According to the group, airports will require extremely advanced adaptive computing and communication systems to provide users with mobile, secure and automatic means of conducting business. One prime application area is in international travel, which necessitates any solution being implemented on a global scale.
The main focus of the research carried out by Cambridge University's Engineering Department, under the TINA project, is to support passive RFID technology that is expected to be of particular interest in airport applications, on a radio-over-fiber distributed antenna system (DAS) that will also simultaneously carry other wireless services, both current and future. One of the many advantages of radio-over-fiber is the inherently wide bandwidth, enabling all common communications standards to be supported simultaneously on a unified infrastructure. Since the system allows radio frequency identification to be supported alongside these services on the common infrastructure, ubiquitous RFID coverage can be provided with little additional cost.

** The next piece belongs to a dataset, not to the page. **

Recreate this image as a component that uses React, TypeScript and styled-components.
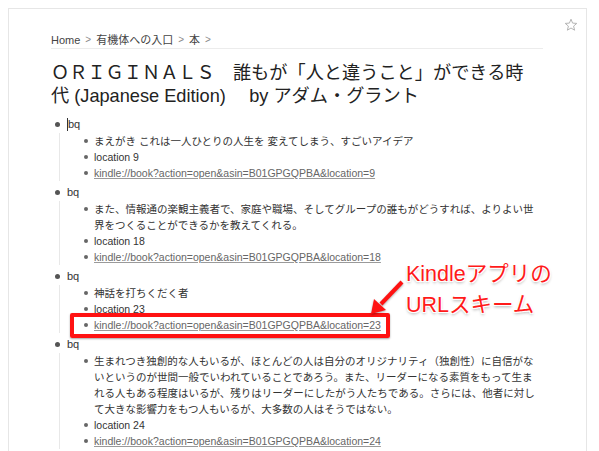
import React from "react";
import styled, { createGlobalStyle } from "styled-components";

const GlobalStyle = createGlobalStyle`
  html, body {
    margin: 0;
    padding: 0;
    background: #fff;
    overflow: hidden;
  }
  body {
    font-family: "Liberation Sans", "Noto Sans CJK JP", sans-serif;
    color: #333;
  }
`;

type Note = {
  lines: string[];
  location: number;
  caret?: boolean;
};

const notes: Note[] = [
  {
    lines: ["まえがき これは一人ひとりの人生を 変えてしまう、すごいアイデア"],
    location: 9,
    caret: true,
  },
  {
    lines: [
      "また、情報通の楽観主義者で、家庭や職場、そしてグループの誰もがどうすれば、よりよい世",
      "界をつくることができるかを教えてくれる。",
    ],
    location: 18,
  },
  {
    lines: ["神話を打ちくだく者"],
    location: 23,
  },
  {
    lines: [
      "生まれつき独創的な人もいるが、ほとんどの人は自分のオリジナリティ（独創性）に自信がな",
      "いというのが世間一般でいわれていることであろう。また、リーダーになる素質をもって生ま",
      "れる人もある程度はいるが、残りはリーダーにしたがう人たちである。さらには、他者に対し",
      "て大きな影響力をもつ人もいるが、大多数の人はそうではない。",
    ],
    location: 24,
  },
];

const kindleUrl = (loc: number) =>
  `kindle://book?action=open&asin=B01GPGQPBA&location=${loc}`;

function App() {
  return (
    <>
      <GlobalStyle />
      <Page>
        <Panel>
          <Star viewBox="0 0 14 14">
            <path d="M7 1.2 L8.6 5.1 L12.8 5.4 L9.6 8.1 L10.6 12.2 L7 10 L3.4 12.2 L4.4 8.1 L1.2 5.4 L5.4 5.1 Z" />
          </Star>
          <Crumbs>
            <Crumb>Home</Crumb>
            <Sep>&gt;</Sep>
            <Crumb>有機体への入口</Crumb>
            <Sep>&gt;</Sep>
            <Crumb>本</Crumb>
            <Sep>&gt;</Sep>
          </Crumbs>
          <Title>
            ＯＲＩＧＩＮＡＬＳ　誰もが「人と違うこと」ができる時代 (Japanese Edition)　 by アダム・グラント
          </Title>
          <Outline>
            {notes.map((n, i) => (
              <Item key={i}>
                <Row>
                  <Dot />
                  <Label>
                    {n.caret && <Caret />}
                    bq
                  </Label>
                </Row>
                <Children>
                  <Child>
                    <SmallDot />
                    <ChildText>
                      {n.lines.map((l, j) => (
                        <React.Fragment key={j}>
                          {j > 0 && <br />}
                          {l}
                        </React.Fragment>
                      ))}
                    </ChildText>
                  </Child>
                  <Child>
                    <SmallDot />
                    <ChildText>location {n.location}</ChildText>
                  </Child>
                  <Child>
                    <SmallDot />
                    <ChildText>
                      <Link>{kindleUrl(n.location)}</Link>
                    </ChildText>
                  </Child>
                </Children>
              </Item>
            ))}
          </Outline>
        </Panel>

        <Highlight />
        <Arrow viewBox="0 0 40 40">
          <line x1="33" y1="2" x2="12" y2="24" />
          <polygon points="2,34 5,19 17,30" />
        </Arrow>
        <Callout>
          Kindleアプリの
          <br />
          URLスキーム
        </Callout>
      </Page>
    </>
  );
}

const Page = styled.div`
  position: relative;
  width: 599px;
  height: 451px;
  padding: 8px 0 0 8px;
  box-sizing: border-box;
`;

const Panel = styled.div`
  position: relative;
  width: 579px;
  min-height: 460px;
  box-sizing: border-box;
  border: 1px solid #e6e6e6;
  border-bottom: none;
  background: #fff;
  padding: 24px 0 0 42px;
`;

const Star = styled.svg`
  position: absolute;
  top: 9px;
  right: 8px;
  width: 14px;
  height: 14px;
  fill: none;
  stroke: #b5b5b5;
  stroke-width: 1;
  stroke-linejoin: round;
`;

const Crumbs = styled.div`
  width: 492px;
  display: flex;
  align-items: center;
  gap: 5px;
  font-size: 11px;
  line-height: 14px;
  padding-bottom: 1px;
  border-bottom: 1px solid #ececec;
`;

const Crumb = styled.span`
  color: #444;
`;

const Sep = styled.span`
  color: #8a8a8a;
  font-size: 10px;
`;

const Title = styled.h1`
  width: 484px;
  margin: 13px 0 0;
  font-weight: normal;
  font-size: 18.2px;
  line-height: 23px;
  color: #222;
`;

const Outline = styled.div`
  width: 492px;
  margin-top: 8px;
  font-size: 10.5px;
  line-height: 16px;
`;

const Item = styled.div`
  margin-bottom: 3px;
`;

const Row = styled.div`
  display: flex;
  align-items: center;
  height: 16px;
`;

const Dot = styled.span`
  width: 5px;
  height: 5px;
  border-radius: 50%;
  background: #555;
  margin: 0 7px 0 4px;
  flex: none;
`;

const Label = styled.span`
  display: flex;
  align-items: center;
  font-size: 11px;
  color: #333;
`;

const Caret = styled.span`
  width: 1px;
  height: 13px;
  background: #333;
`;

const Children = styled.div`
  margin: 1px 0 0 8px;
  border-left: 1px solid #e8e8e8;
  padding-left: 24px;
`;

const Child = styled.div`
  display: flex;
  align-items: flex-start;
`;

const SmallDot = styled.span`
  width: 4px;
  height: 4px;
  border-radius: 50%;
  background: #666;
  margin: 6px 6px 0 0;
  flex: none;
`;

const ChildText = styled.div`
  color: #333;
  white-space: nowrap;
`;

const Link = styled.span`
  color: #666;
  text-decoration: underline;
  text-decoration-color: #9a9a9a;
`;

const Highlight = styled.div`
  position: absolute;
  left: 70px;
  top: 313px;
  width: 320px;
  height: 25px;
  box-sizing: border-box;
  border: 4px solid #ff1212;
  border-radius: 2px;
  box-shadow: 0 1px 2px rgba(0, 0, 0, 0.35);
`;

const Arrow = styled.svg`
  position: absolute;
  left: 369px;
  top: 280px;
  width: 40px;
  height: 40px;
  overflow: visible;
  filter: drop-shadow(0 1px 1px rgba(0, 0, 0, 0.35));

  line {
    stroke: #ff1212;
    stroke-width: 4;
  }
  polygon {
    fill: #ff1212;
  }
`;

const Callout = styled.div`
  position: absolute;
  left: 406px;
  top: 259px;
  font-family: "Liberation Sans", "Noto Sans CJK JP", sans-serif;
  font-size: 21.5px;
  line-height: 31px;
  color: #ff1a1a;
  text-shadow: -1px -1px 0 #fff, 1px -1px 0 #fff, -1px 1px 0 #fff,
    1px 1px 0 #fff, 0 2px 3px rgba(0, 0, 0, 0.35);
  white-space: nowrap;
`;

export default App;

It is anticipated that passive RFID tags in airports will be used to track a wide range of objects, including luggage and commercial goods, as well as on intelligent boarding passes and access-control tags, and for goods-location support in airport shopping areas. The use of these RFID tags can also aid the detection and identification of possible threats by intruders, and will improve efficiency and security through the active tracking of passengers and employees. The RFID system must be in a form that can be readily integrated with other systems, such as CCTV-based vision systems, in order to ensure maximum robustness and security. Other applications include the location of checked-in passengers who are either missing or late, which should help reduce passenger-induced delays, and thus speed-up aircraft turn-around times.
In addition to security applications and those that help reduce passenger-induced delays, the TINA network can also be employed to manage a wide range of fixed and mobile equipment, Sabesan says, such as wireless security cameras, mobile data terminals, biometric reading terminals, RFID-based boarding cards and information and entertainment displays.
In designing the system, the research team chose to utilize passive tags since they are cheap and widely available. A similar research project known as Optag, conducted in the United Kingdom and also involving UCL, focused on an alternative active tag technology (see Airport Monitoring System Combines RFID With Video). There is much interest in designing a system that can identify and locate passive RFID tags, however—though this involves significant technical changes if the antenna range is to be large enough for suitable applications. The researchers anticipate that such a system would need to track approximately one million moving tags per day, and the tags must be compact, cheap and reusable. To meet this challenge, the team needed to develop a new form of wireless signal distribution, by which multiple services (including communications and public safety radio, as well as passive RFID) could be supported.
In addition to supporting RFID on the same infrastructure as other wireless services, the RFID-enabled DAS is anticipated to have 100 percent coverage, comparable to a wireless local area network (WLAN), thus allowing the same wideband antennas to be used for all wireless services. This is beyond the capability of any current passive RFID system, the researchers note, but with direct support from Boeing, research has been carried out to overcome this challenge. In short, Sabesan says, the group wanted to use passive tags that would provide sufficient read ranges and could be read in bulk while providing enhanced location accuracy.
In their work, the researchers are employing a DAS solution from Zinwave to increase the read range of passive RFID tags, and are applying a number of techniques to enhance the passive RFID coverage. To date, the team has demonstrated RFID tag reading within a three-antenna DAS system, with 100 percent of the read test points reported as successful. According to the researchers, the detected signal strength from the tag has also been observed to increase by an average of 15dB, compared with a conventional RFID system for the same total antenna power.
The DAS system, used in conjunction with an off-the-shelf Motorola EPC Gen 2 RFID interrogator and Alien Technology ALN-9540 Squiggle EPC Gen 2 passive tags, was demonstrated to an industry advisory board of the TINA partners. "We demonstrated error-free tag reading using a commercial Gen 2 RFID reader at reduced output power over a 20-by-6-meter area," Sabesan says. A report about the demonstration was published for the IEEE RFID 2009 conference, an event colocated with RFID Journal LIVE! 2009.